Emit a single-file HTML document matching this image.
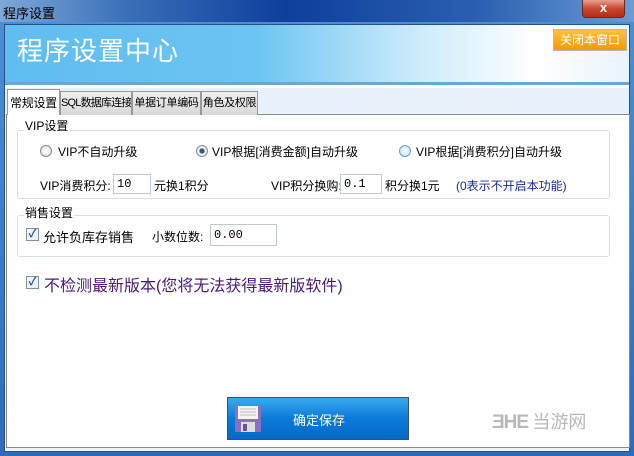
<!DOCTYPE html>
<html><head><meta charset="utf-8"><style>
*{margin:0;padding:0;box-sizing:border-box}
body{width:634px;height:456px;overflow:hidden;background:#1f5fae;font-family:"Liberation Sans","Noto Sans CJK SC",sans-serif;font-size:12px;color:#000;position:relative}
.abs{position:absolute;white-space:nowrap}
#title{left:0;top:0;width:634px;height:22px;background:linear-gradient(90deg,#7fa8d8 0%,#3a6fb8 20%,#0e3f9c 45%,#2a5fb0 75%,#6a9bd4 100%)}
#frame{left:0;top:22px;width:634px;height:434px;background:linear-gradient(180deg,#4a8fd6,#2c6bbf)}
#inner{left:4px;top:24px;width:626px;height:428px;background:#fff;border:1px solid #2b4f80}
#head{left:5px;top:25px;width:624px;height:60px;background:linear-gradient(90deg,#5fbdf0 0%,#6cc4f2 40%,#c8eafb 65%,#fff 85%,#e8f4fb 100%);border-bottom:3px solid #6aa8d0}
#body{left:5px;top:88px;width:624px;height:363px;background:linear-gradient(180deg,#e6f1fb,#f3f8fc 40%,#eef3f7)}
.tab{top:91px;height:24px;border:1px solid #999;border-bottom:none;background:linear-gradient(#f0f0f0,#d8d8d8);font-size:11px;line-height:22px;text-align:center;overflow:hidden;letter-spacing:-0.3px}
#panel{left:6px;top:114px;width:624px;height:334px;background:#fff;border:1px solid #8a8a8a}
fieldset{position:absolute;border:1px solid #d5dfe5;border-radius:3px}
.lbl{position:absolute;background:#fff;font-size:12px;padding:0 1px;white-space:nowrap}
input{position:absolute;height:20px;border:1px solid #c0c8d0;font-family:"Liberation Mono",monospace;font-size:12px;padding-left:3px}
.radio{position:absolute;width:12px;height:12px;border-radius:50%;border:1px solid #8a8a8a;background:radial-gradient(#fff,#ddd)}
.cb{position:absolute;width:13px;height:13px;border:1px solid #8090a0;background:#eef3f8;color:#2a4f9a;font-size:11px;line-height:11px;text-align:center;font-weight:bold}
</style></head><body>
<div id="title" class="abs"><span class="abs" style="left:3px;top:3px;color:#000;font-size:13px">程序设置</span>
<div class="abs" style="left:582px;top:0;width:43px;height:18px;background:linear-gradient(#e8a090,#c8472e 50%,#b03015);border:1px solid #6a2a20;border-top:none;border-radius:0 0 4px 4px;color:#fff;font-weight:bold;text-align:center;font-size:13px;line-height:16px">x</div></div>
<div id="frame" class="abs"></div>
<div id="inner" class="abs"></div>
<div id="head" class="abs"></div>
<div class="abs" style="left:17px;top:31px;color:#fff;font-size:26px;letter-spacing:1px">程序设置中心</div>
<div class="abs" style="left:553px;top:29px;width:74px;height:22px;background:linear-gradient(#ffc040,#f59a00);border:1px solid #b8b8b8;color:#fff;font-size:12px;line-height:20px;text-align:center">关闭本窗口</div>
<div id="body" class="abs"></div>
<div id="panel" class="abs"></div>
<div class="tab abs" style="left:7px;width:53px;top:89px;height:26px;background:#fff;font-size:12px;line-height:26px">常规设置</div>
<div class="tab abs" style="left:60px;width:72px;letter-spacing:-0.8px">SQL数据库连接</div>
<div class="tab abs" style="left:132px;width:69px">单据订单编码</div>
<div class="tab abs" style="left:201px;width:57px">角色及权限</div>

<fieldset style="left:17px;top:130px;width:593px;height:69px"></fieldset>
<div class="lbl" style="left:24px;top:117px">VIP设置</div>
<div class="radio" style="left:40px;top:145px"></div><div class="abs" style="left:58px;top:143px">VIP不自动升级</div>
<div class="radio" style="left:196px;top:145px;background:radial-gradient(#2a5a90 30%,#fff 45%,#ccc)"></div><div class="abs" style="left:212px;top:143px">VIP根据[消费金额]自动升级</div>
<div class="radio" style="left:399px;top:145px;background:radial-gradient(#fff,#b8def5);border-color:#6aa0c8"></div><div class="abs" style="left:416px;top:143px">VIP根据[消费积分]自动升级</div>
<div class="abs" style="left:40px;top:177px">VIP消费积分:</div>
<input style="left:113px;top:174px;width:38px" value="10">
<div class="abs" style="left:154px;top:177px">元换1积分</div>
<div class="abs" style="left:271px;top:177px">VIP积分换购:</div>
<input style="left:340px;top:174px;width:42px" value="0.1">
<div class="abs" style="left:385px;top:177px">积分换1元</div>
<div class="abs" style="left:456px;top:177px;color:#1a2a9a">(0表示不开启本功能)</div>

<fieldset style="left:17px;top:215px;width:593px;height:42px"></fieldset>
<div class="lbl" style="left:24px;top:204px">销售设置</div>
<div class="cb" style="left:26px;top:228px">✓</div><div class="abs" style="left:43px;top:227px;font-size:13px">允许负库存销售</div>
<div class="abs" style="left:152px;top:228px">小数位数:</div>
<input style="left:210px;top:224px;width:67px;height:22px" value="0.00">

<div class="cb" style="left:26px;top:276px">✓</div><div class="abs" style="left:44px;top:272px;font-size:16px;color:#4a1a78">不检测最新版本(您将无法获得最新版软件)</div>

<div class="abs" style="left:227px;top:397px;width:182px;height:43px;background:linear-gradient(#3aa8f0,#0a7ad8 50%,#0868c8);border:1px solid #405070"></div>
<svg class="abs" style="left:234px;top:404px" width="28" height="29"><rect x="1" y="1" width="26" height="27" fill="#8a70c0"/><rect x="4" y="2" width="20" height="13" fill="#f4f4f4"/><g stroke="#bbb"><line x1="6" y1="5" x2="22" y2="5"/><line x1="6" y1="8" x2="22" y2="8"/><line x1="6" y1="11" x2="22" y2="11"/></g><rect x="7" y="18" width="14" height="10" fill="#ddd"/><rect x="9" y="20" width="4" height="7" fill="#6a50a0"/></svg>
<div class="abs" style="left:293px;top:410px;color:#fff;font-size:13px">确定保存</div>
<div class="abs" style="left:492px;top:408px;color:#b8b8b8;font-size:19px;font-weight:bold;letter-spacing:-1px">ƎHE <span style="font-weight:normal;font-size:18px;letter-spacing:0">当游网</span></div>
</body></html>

> WORK INSTRUCTIONS: Transcribe the material exactly, leaving every picture out.

> TASK OUTPUT:
Emit a single-file HTML document matching this image.
<!DOCTYPE html>
<html><head><meta charset="utf-8"><style>
*{margin:0;padding:0;box-sizing:border-box}
body{width:634px;height:456px;overflow:hidden;background:#1f5fae;font-family:"Liberation Sans","Noto Sans CJK SC",sans-serif;font-size:12px;color:#000;position:relative}
.abs{position:absolute;white-space:nowrap}
#title{left:0;top:0;width:634px;height:22px;background:linear-gradient(90deg,#7fa8d8 0%,#3a6fb8 20%,#0e3f9c 45%,#2a5fb0 75%,#6a9bd4 100%)}
#frame{left:0;top:22px;width:634px;height:434px;background:linear-gradient(180deg,#4a8fd6,#2c6bbf)}
#inner{left:4px;top:24px;width:626px;height:428px;background:#fff;border:1px solid #2b4f80}
#head{left:5px;top:25px;width:624px;height:60px;background:linear-gradient(90deg,#5fbdf0 0%,#6cc4f2 40%,#c8eafb 65%,#fff 85%,#e8f4fb 100%);border-bottom:3px solid #6aa8d0}
#body{left:5px;top:88px;width:624px;height:363px;background:linear-gradient(180deg,#e6f1fb,#f3f8fc 40%,#eef3f7)}
.tab{top:91px;height:24px;border:1px solid #999;border-bottom:none;background:linear-gradient(#f0f0f0,#d8d8d8);font-size:11px;line-height:22px;text-align:center;overflow:hidden;letter-spacing:-0.3px}
#panel{left:6px;top:114px;width:624px;height:334px;background:#fff;border:1px solid #8a8a8a}
fieldset{position:absolute;border:1px solid #d5dfe5;border-radius:3px}
.lbl{position:absolute;background:#fff;font-size:12px;padding:0 1px;white-space:nowrap}
input{position:absolute;height:20px;border:1px solid #c0c8d0;font-family:"Liberation Mono",monospace;font-size:12px;padding-left:3px}
.radio{position:absolute;width:12px;height:12px;border-radius:50%;border:1px solid #8a8a8a;background:radial-gradient(#fff,#ddd)}
.cb{position:absolute;width:13px;height:13px;border:1px solid #8090a0;background:#eef3f8;color:#2a4f9a;font-size:11px;line-height:11px;text-align:center;font-weight:bold}
</style></head><body>
<div id="title" class="abs"><span class="abs" style="left:3px;top:3px;color:#000;font-size:13px">程序设置</span>
<div class="abs" style="left:582px;top:0;width:43px;height:18px;background:linear-gradient(#e8a090,#c8472e 50%,#b03015);border:1px solid #6a2a20;border-top:none;border-radius:0 0 4px 4px;color:#fff;font-weight:bold;text-align:center;font-size:13px;line-height:16px">x</div></div>
<div id="frame" class="abs"></div>
<div id="inner" class="abs"></div>
<div id="head" class="abs"></div>
<div class="abs" style="left:17px;top:31px;color:#fff;font-size:26px;letter-spacing:1px">程序设置中心</div>
<div class="abs" style="left:553px;top:29px;width:74px;height:22px;background:linear-gradient(#ffc040,#f59a00);border:1px solid #b8b8b8;color:#fff;font-size:12px;line-height:20px;text-align:center">关闭本窗口</div>
<div id="body" class="abs"></div>
<div id="panel" class="abs"></div>
<div class="tab abs" style="left:7px;width:53px;top:89px;height:26px;background:#fff;font-size:12px;line-height:26px">常规设置</div>
<div class="tab abs" style="left:60px;width:72px;letter-spacing:-0.8px">SQL数据库连接</div>
<div class="tab abs" style="left:132px;width:69px">单据订单编码</div>
<div class="tab abs" style="left:201px;width:57px">角色及权限</div>

<fieldset style="left:17px;top:130px;width:593px;height:69px"></fieldset>
<div class="lbl" style="left:24px;top:117px">VIP设置</div>
<div class="radio" style="left:40px;top:145px"></div><div class="abs" style="left:58px;top:143px">VIP不自动升级</div>
<div class="radio" style="left:196px;top:145px;background:radial-gradient(#2a5a90 30%,#fff 45%,#ccc)"></div><div class="abs" style="left:212px;top:143px">VIP根据[消费金额]自动升级</div>
<div class="radio" style="left:399px;top:145px;background:radial-gradient(#fff,#b8def5);border-color:#6aa0c8"></div><div class="abs" style="left:416px;top:143px">VIP根据[消费积分]自动升级</div>
<div class="abs" style="left:40px;top:177px">VIP消费积分:</div>
<input style="left:113px;top:174px;width:38px" value="10">
<div class="abs" style="left:154px;top:177px">元换1积分</div>
<div class="abs" style="left:271px;top:177px">VIP积分换购:</div>
<input style="left:340px;top:174px;width:42px" value="0.1">
<div class="abs" style="left:385px;top:177px">积分换1元</div>
<div class="abs" style="left:456px;top:177px;color:#1a2a9a">(0表示不开启本功能)</div>

<fieldset style="left:17px;top:215px;width:593px;height:42px"></fieldset>
<div class="lbl" style="left:24px;top:204px">销售设置</div>
<div class="cb" style="left:26px;top:228px">✓</div><div class="abs" style="left:43px;top:227px;font-size:13px">允许负库存销售</div>
<div class="abs" style="left:152px;top:228px">小数位数:</div>
<input style="left:210px;top:224px;width:67px;height:22px" value="0.00">

<div class="cb" style="left:26px;top:276px">✓</div><div class="abs" style="left:44px;top:272px;font-size:16px;color:#4a1a78">不检测最新版本(您将无法获得最新版软件)</div>

<div class="abs" style="left:227px;top:397px;width:182px;height:43px;background:linear-gradient(#3aa8f0,#0a7ad8 50%,#0868c8);border:1px solid #405070"></div>
<svg class="abs" style="left:234px;top:404px" width="28" height="29"><rect x="1" y="1" width="26" height="27" fill="#8a70c0"/><rect x="4" y="2" width="20" height="13" fill="#f4f4f4"/><g stroke="#bbb"><line x1="6" y1="5" x2="22" y2="5"/><line x1="6" y1="8" x2="22" y2="8"/><line x1="6" y1="11" x2="22" y2="11"/></g><rect x="7" y="18" width="14" height="10" fill="#ddd"/><rect x="9" y="20" width="4" height="7" fill="#6a50a0"/></svg>
<div class="abs" style="left:293px;top:410px;color:#fff;font-size:13px">确定保存</div>
<div class="abs" style="left:492px;top:408px;color:#b8b8b8;font-size:19px;font-weight:bold;letter-spacing:-1px">ƎHE <span style="font-weight:normal;font-size:18px;letter-spacing:0">当游网</span></div>
</body></html>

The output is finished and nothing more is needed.